Give the data below again exactly as written, without its pictures.
## start DATA EXTRACT
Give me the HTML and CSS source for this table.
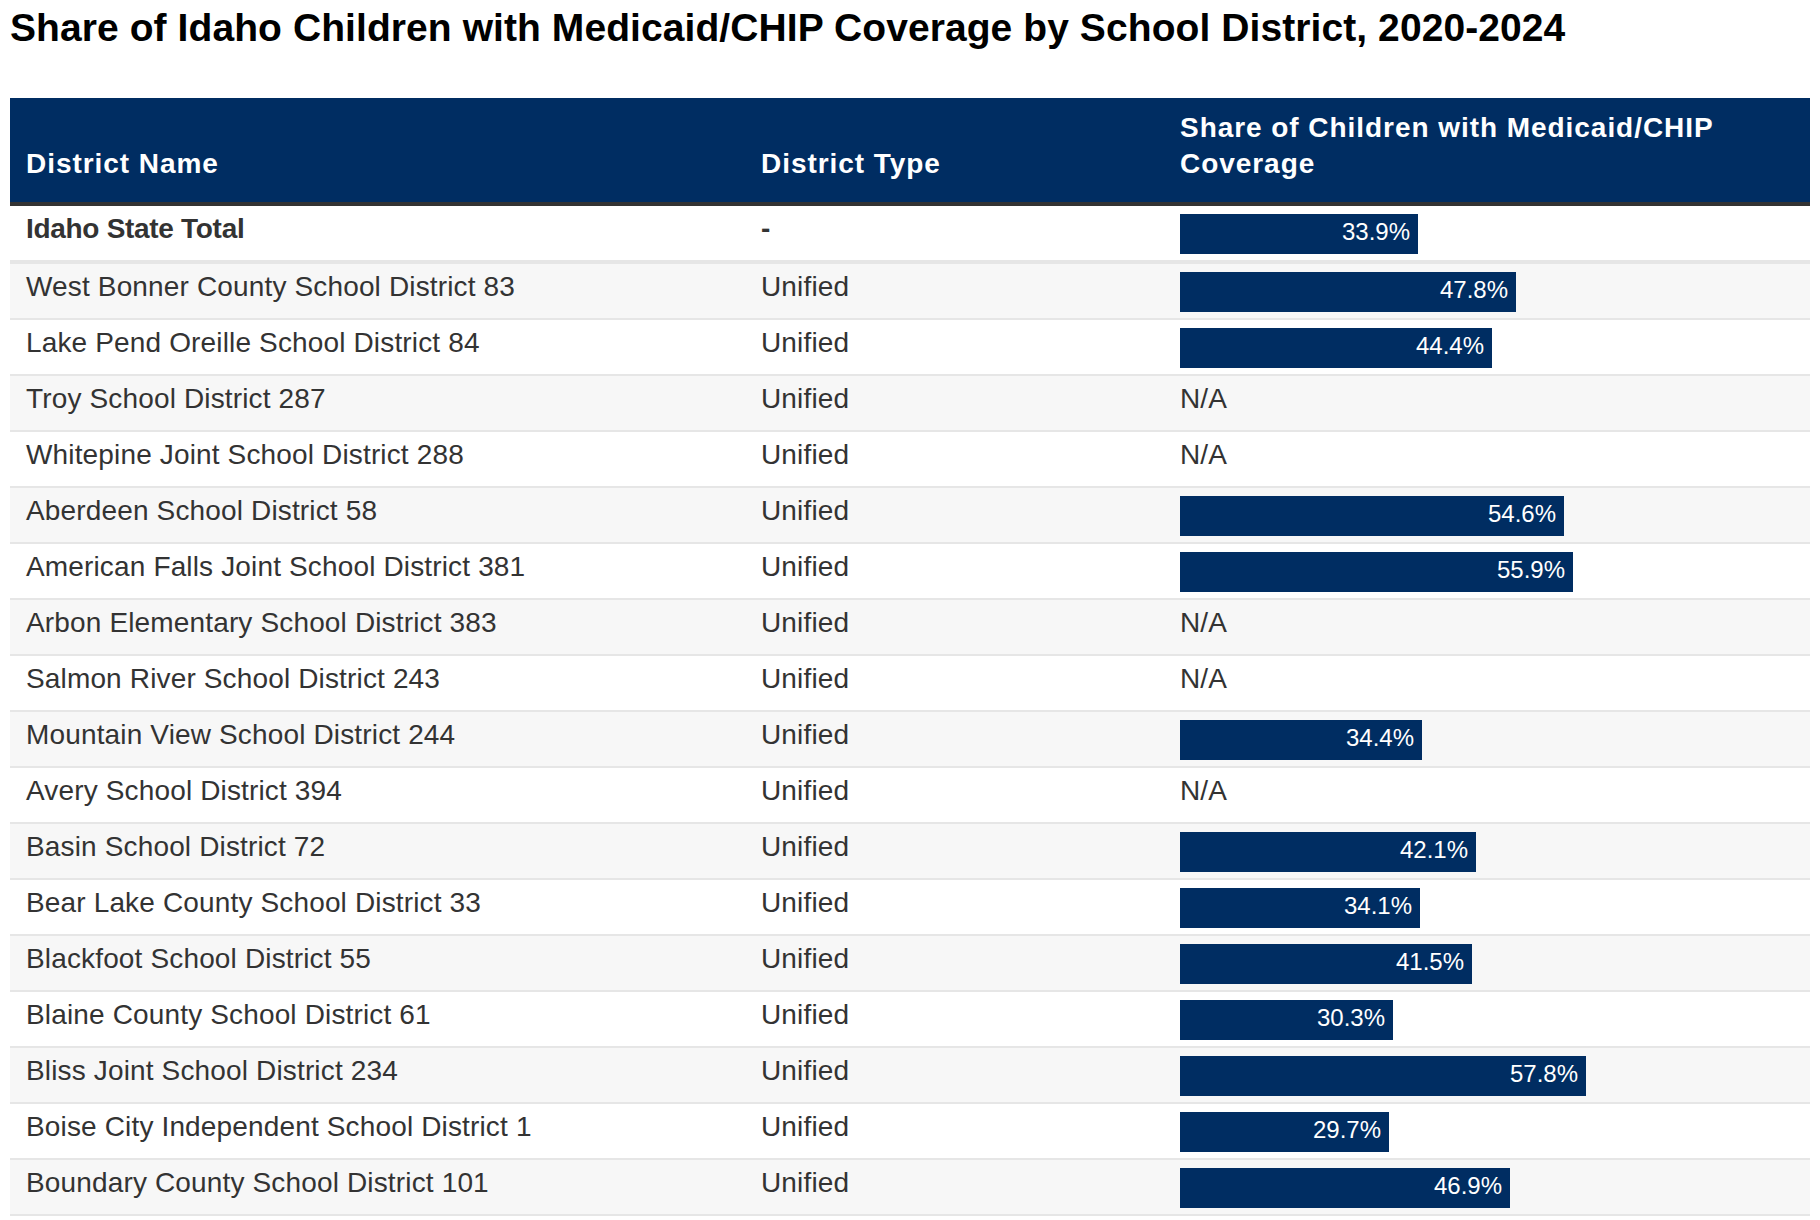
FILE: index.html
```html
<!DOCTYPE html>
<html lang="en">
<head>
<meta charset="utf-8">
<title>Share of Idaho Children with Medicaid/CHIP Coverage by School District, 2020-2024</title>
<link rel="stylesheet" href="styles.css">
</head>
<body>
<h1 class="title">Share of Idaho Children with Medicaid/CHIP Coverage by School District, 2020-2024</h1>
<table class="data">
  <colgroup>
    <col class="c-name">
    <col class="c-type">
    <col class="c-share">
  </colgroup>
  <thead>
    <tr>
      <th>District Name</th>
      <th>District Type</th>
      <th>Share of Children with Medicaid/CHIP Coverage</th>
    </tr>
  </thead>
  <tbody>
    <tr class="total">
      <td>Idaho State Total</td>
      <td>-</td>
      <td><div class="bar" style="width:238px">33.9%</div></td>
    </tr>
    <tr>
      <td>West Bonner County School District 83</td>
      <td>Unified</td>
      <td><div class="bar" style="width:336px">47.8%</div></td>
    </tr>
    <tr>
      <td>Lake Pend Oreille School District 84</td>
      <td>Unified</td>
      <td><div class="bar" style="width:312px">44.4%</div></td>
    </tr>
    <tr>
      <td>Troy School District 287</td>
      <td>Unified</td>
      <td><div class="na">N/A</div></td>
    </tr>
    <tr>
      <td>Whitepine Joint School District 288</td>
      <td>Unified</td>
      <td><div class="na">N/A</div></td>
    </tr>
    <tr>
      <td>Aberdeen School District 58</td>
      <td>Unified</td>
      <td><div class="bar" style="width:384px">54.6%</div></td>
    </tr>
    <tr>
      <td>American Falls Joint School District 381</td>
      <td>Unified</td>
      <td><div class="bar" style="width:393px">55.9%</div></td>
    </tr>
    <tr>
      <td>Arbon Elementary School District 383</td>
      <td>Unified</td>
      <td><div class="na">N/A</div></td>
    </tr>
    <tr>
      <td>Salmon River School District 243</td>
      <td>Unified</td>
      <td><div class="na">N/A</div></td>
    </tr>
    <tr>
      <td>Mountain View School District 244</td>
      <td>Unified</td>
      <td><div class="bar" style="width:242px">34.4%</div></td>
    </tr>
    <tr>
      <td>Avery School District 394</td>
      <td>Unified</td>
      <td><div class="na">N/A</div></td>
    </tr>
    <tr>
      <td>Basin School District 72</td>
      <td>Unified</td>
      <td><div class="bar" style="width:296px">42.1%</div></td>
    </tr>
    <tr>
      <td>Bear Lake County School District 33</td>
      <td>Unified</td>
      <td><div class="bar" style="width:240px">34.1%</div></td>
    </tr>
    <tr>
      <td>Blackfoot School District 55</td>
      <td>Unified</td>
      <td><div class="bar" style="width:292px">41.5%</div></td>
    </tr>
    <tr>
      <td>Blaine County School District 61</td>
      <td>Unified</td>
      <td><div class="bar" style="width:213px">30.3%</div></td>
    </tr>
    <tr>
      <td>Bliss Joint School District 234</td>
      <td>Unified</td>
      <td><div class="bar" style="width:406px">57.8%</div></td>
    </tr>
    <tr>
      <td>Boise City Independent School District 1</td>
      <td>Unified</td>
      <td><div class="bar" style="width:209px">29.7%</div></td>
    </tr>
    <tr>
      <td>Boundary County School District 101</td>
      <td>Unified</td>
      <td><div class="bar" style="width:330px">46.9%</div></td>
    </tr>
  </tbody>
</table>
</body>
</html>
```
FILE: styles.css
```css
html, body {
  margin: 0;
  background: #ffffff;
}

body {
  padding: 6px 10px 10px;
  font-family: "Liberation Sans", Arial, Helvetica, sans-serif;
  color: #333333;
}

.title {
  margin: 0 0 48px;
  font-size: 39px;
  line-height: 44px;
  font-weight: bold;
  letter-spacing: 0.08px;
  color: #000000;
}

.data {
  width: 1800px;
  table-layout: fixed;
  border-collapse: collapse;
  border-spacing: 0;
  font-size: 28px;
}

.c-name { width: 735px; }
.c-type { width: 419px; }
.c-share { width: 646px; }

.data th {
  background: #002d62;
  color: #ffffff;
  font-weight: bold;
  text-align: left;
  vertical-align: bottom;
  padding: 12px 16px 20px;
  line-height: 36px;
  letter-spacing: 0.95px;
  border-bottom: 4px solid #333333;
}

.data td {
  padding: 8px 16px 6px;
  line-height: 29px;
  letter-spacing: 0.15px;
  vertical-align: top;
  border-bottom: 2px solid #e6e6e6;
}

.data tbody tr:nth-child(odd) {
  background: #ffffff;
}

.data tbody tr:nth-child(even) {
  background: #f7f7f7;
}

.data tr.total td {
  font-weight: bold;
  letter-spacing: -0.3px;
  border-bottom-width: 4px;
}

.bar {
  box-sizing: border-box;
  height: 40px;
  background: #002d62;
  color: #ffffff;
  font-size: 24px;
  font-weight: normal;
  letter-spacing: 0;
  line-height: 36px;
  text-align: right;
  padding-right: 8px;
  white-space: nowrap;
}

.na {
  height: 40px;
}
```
## end DATA EXTRACT
ANSWER TO THIS TASK ▸
Give me the HTML and CSS source for this table.
FILE: index.html
```html
<!DOCTYPE html>
<html lang="en">
<head>
<meta charset="utf-8">
<title>Share of Idaho Children with Medicaid/CHIP Coverage by School District, 2020-2024</title>
<link rel="stylesheet" href="styles.css">
</head>
<body>
<h1 class="title">Share of Idaho Children with Medicaid/CHIP Coverage by School District, 2020-2024</h1>
<table class="data">
  <colgroup>
    <col class="c-name">
    <col class="c-type">
    <col class="c-share">
  </colgroup>
  <thead>
    <tr>
      <th>District Name</th>
      <th>District Type</th>
      <th>Share of Children with Medicaid/CHIP Coverage</th>
    </tr>
  </thead>
  <tbody>
    <tr class="total">
      <td>Idaho State Total</td>
      <td>-</td>
      <td><div class="bar" style="width:238px">33.9%</div></td>
    </tr>
    <tr>
      <td>West Bonner County School District 83</td>
      <td>Unified</td>
      <td><div class="bar" style="width:336px">47.8%</div></td>
    </tr>
    <tr>
      <td>Lake Pend Oreille School District 84</td>
      <td>Unified</td>
      <td><div class="bar" style="width:312px">44.4%</div></td>
    </tr>
    <tr>
      <td>Troy School District 287</td>
      <td>Unified</td>
      <td><div class="na">N/A</div></td>
    </tr>
    <tr>
      <td>Whitepine Joint School District 288</td>
      <td>Unified</td>
      <td><div class="na">N/A</div></td>
    </tr>
    <tr>
      <td>Aberdeen School District 58</td>
      <td>Unified</td>
      <td><div class="bar" style="width:384px">54.6%</div></td>
    </tr>
    <tr>
      <td>American Falls Joint School District 381</td>
      <td>Unified</td>
      <td><div class="bar" style="width:393px">55.9%</div></td>
    </tr>
    <tr>
      <td>Arbon Elementary School District 383</td>
      <td>Unified</td>
      <td><div class="na">N/A</div></td>
    </tr>
    <tr>
      <td>Salmon River School District 243</td>
      <td>Unified</td>
      <td><div class="na">N/A</div></td>
    </tr>
    <tr>
      <td>Mountain View School District 244</td>
      <td>Unified</td>
      <td><div class="bar" style="width:242px">34.4%</div></td>
    </tr>
    <tr>
      <td>Avery School District 394</td>
      <td>Unified</td>
      <td><div class="na">N/A</div></td>
    </tr>
    <tr>
      <td>Basin School District 72</td>
      <td>Unified</td>
      <td><div class="bar" style="width:296px">42.1%</div></td>
    </tr>
    <tr>
      <td>Bear Lake County School District 33</td>
      <td>Unified</td>
      <td><div class="bar" style="width:240px">34.1%</div></td>
    </tr>
    <tr>
      <td>Blackfoot School District 55</td>
      <td>Unified</td>
      <td><div class="bar" style="width:292px">41.5%</div></td>
    </tr>
    <tr>
      <td>Blaine County School District 61</td>
      <td>Unified</td>
      <td><div class="bar" style="width:213px">30.3%</div></td>
    </tr>
    <tr>
      <td>Bliss Joint School District 234</td>
      <td>Unified</td>
      <td><div class="bar" style="width:406px">57.8%</div></td>
    </tr>
    <tr>
      <td>Boise City Independent School District 1</td>
      <td>Unified</td>
      <td><div class="bar" style="width:209px">29.7%</div></td>
    </tr>
    <tr>
      <td>Boundary County School District 101</td>
      <td>Unified</td>
      <td><div class="bar" style="width:330px">46.9%</div></td>
    </tr>
  </tbody>
</table>
</body>
</html>
```
FILE: styles.css
```css
html, body {
  margin: 0;
  background: #ffffff;
}

body {
  padding: 6px 10px 10px;
  font-family: "Liberation Sans", Arial, Helvetica, sans-serif;
  color: #333333;
}

.title {
  margin: 0 0 48px;
  font-size: 39px;
  line-height: 44px;
  font-weight: bold;
  letter-spacing: 0.08px;
  color: #000000;
}

.data {
  width: 1800px;
  table-layout: fixed;
  border-collapse: collapse;
  border-spacing: 0;
  font-size: 28px;
}

.c-name { width: 735px; }
.c-type { width: 419px; }
.c-share { width: 646px; }

.data th {
  background: #002d62;
  color: #ffffff;
  font-weight: bold;
  text-align: left;
  vertical-align: bottom;
  padding: 12px 16px 20px;
  line-height: 36px;
  letter-spacing: 0.95px;
  border-bottom: 4px solid #333333;
}

.data td {
  padding: 8px 16px 6px;
  line-height: 29px;
  letter-spacing: 0.15px;
  vertical-align: top;
  border-bottom: 2px solid #e6e6e6;
}

.data tbody tr:nth-child(odd) {
  background: #ffffff;
}

.data tbody tr:nth-child(even) {
  background: #f7f7f7;
}

.data tr.total td {
  font-weight: bold;
  letter-spacing: -0.3px;
  border-bottom-width: 4px;
}

.bar {
  box-sizing: border-box;
  height: 40px;
  background: #002d62;
  color: #ffffff;
  font-size: 24px;
  font-weight: normal;
  letter-spacing: 0;
  line-height: 36px;
  text-align: right;
  padding-right: 8px;
  white-space: nowrap;
}

.na {
  height: 40px;
}
```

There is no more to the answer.